(MOLL CUTPURSE AND JONATHAN WILD)
(MOLL CUTPURSE AND JONATHAN WILD)
THEY plied the same trade, each with incomparable success. By her, as by him, the art of the fence was carried to its ultimate perfection. In their hands the high policy of theft wanted nor dignity nor assurance. Neither harboured a single scheme which was not straightway translated into action, and they were masters at once of Newgate and the Highway. As none might rob without the encouragement of his emperor, so none was hanged at Tyburn while intrigue or bribery might avail to drag a half-doomed neck from the halter; and not even Moll herself was more bitterly tyrannical in the control of a reckless gang than the thin-jawed, hatchet-faced Jonathan Wild.
They were statesmen rather than warriors--happy if they might direct the enterprises of others, and determined to punish the lightest disobedience by death. The mind of each was readier than his right arm, and neither would risk an easy advantage by a misunderstood or unwonted sleight of hand. But when you leave the exercise of their craft to contemplate their character with a larger eye, it is the woman who at every point has the advantage. Not only was she the peerless inventor of a new cunning; she was at home (and abroad) the better fellow. The suppression of sex was in itself an unparalleled triumph, and the most envious detractor could not but marvel at the domination of her womanhood. Moreover, she shone in a gayer, more splendid epoch. The worthy contemporary of Shakespeare, she had small difficulty in performing feats of prowess and resource which daunted the intrepid ruffians of the eighteenth century. Her period, in brief, gave her an eternal superiority; and it were as hopeless for Otway to surpass the master whom he disgraced, as for Wild to o'ershadow the brilliant example of Moll Cutpurse.

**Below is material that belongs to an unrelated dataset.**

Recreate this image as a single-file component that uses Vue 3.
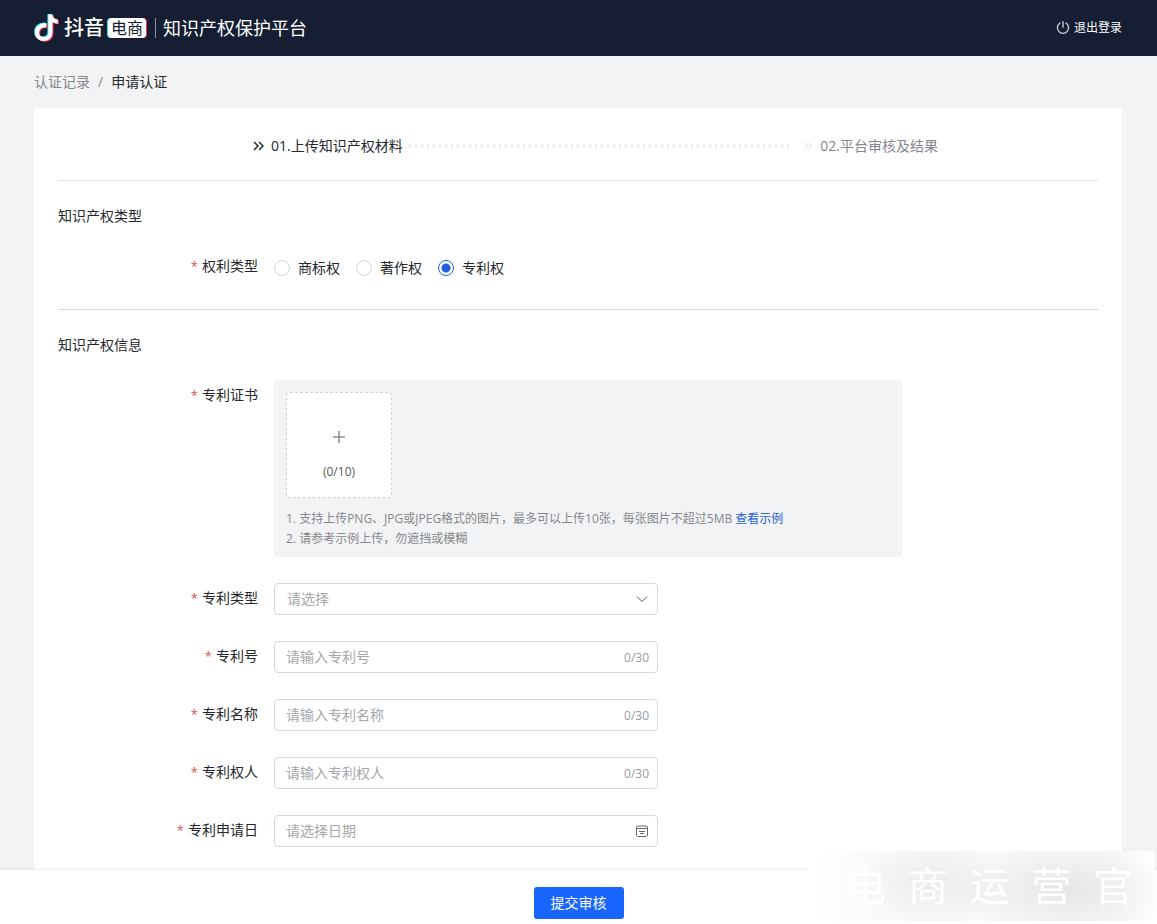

Tyrants both, they exercised their sovereignty in accordance with their varying temperament. Hers was a fine, fat, Falstaffian humour, which, while it inspired Middleton, might have suggested to Shakespeare an equal companion of the drunken knight. His was but a narrow, cynic wit, not edged like the knife, which wellnigh cut his throat, but blunt and scratching like a worn-toothed saw.
She laughed with a laugh that echoed from Ludgate to Charing Cross, and her voice drowned all the City. He grinned rarely and with malice; he piped in a voice shrill and acid as the tricks of his mischievous imagination. She knew no cruelty beyond the necessities of her life, and none regretted more than she the inevitable death of a traitor. He lusted after destruction with a fiendish temper, which was a grim anticipation of De Sade; he would even smile as he saw the noose tighten round the necks of the poor innocents he had beguiled to Tyburn. It was his boast that he had contrived robberies for the mere glory of dragging his silly victims to the gallows. But Moll, though she stood half-way between the robber and his prey, would have sacrificed a hundred well-earned commissions rather than see her friends and comrades strangled. Her temperament compelled her to the loyal support of her own order, and she would have shrunk in horror from her rival, who, for all his assumed friendship with the thief, was a staunch and subtle ally of justice.
Before all things she had the genius of success. Her public offences were trivial and condoned. She died in her bed, full of years and of honours, beloved by the light-fingered gentry, reverenced by all the judges on the bench. He, for all the sacrifices he made to a squint-eyed law, died execrated alike by populace and police. Already Blueskin had done his worst with a pen-knife; already Jack Sheppard and his comrades had warned Drury Lane against the infamous thief-catcher. And so anxious, on the other hand, was the law to be quit of their too zealous servant, that an Act of Parliament was passed with the sole object of placing Jonathan's head within the noose. His method, meagre though masterly, lulled him too soon to an impotent security. She, with her larger view of life, her plumper sense of style, was content with nothing less than an ultimate sovereignty, and manifestly did she prove her superiority.
Though born for the wimple, she was more of a man than the breeched and stockinged Jonathan, whose only deed of valiance was to hang, terrier-like, by his teeth to an evasive enemy. While he cheated at cards and cogged the dice, she trained dogs and never missed a bear-baiting. He shrank, like the coward that he was, from the exercise of manly sports; she cared not what were the weapons--quarterstaff or broadsword--so long as she vanquished her opponent. She scoured the town in search of insult; he did but exert his cunning when a quarrel was put upon him. Who, then, shall deny her manhood? Who shall whisper that his style was the braver or the better suited to his sex?